French and German GDP figures have already been released with both beating estimates. France’s economy expanded by 0.3% on the quarter and 0.8% compared to a year earlier. The key will be maintaining this through Q1 and whether the deflationary pressures that the wider Eurozone is experiencing start to hammer consumption and raise debt burdens. German GDP grew by 0.4% on the quarter, and 1.3% on the year as a demand for exports trumped weak domestic demand. Unfortunately for those of us who are looking for a reaction from the European Central Bank in order to get a real recovery going in the Eurozone, these releases are only likely to stay their hand.

Eurozone GDP is due at 10.00 GMT alongside December’s trade balance data.

US retail sales fell by the most since June 2012 in January, we heard yesterday, following a mixture of terrible weather and consumer fears over the resilience of the US jobs market. Federal benefits for those who have been unemployed longer-term expired on Dec 28th as well with little help coming from Congress in the meantime. The drop in consumer spending has seen a fair few analysts revise their GDP estimates substantially lower for Q1 – pressure will be increasing for the Fed to rein in its tapering program should this continue. USD was slightly off as a result.

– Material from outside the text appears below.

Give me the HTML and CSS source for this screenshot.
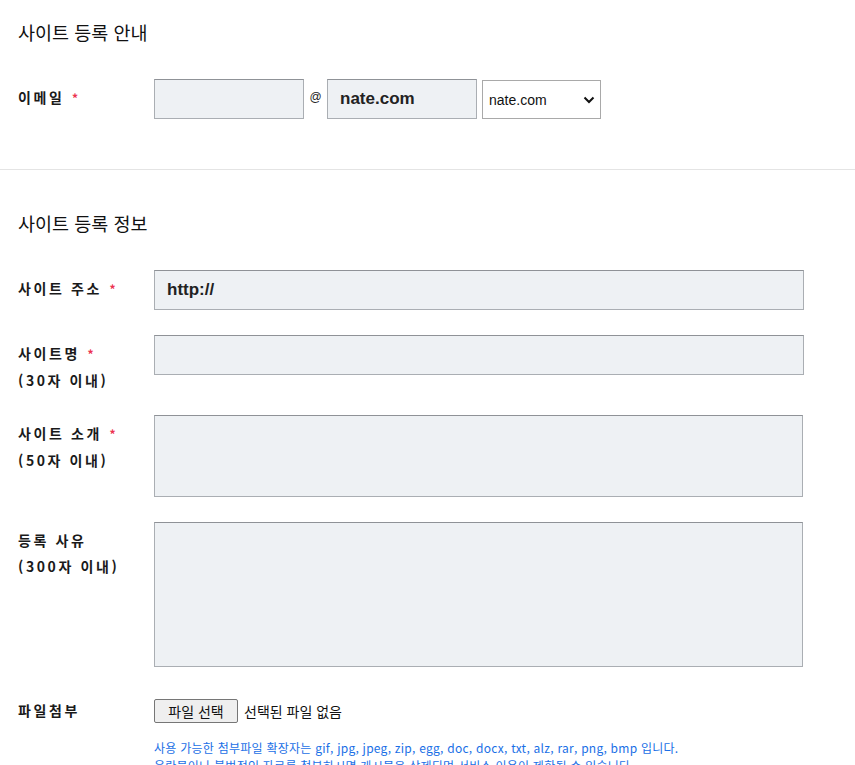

US jobless claims rose unexpectedly in the week ending February 8th. As Yellen said in testimony on Tuesday “recovery in the jobs market is far from complete”; it just got a little less complete.

The week finishes quietly today with US industrial production for January at 14.15 GMT and a preliminary look at US consumer confidence for February at 14.55. We are looking for both to fall back from previous readings and the USD to remain on the back foot into the two day break.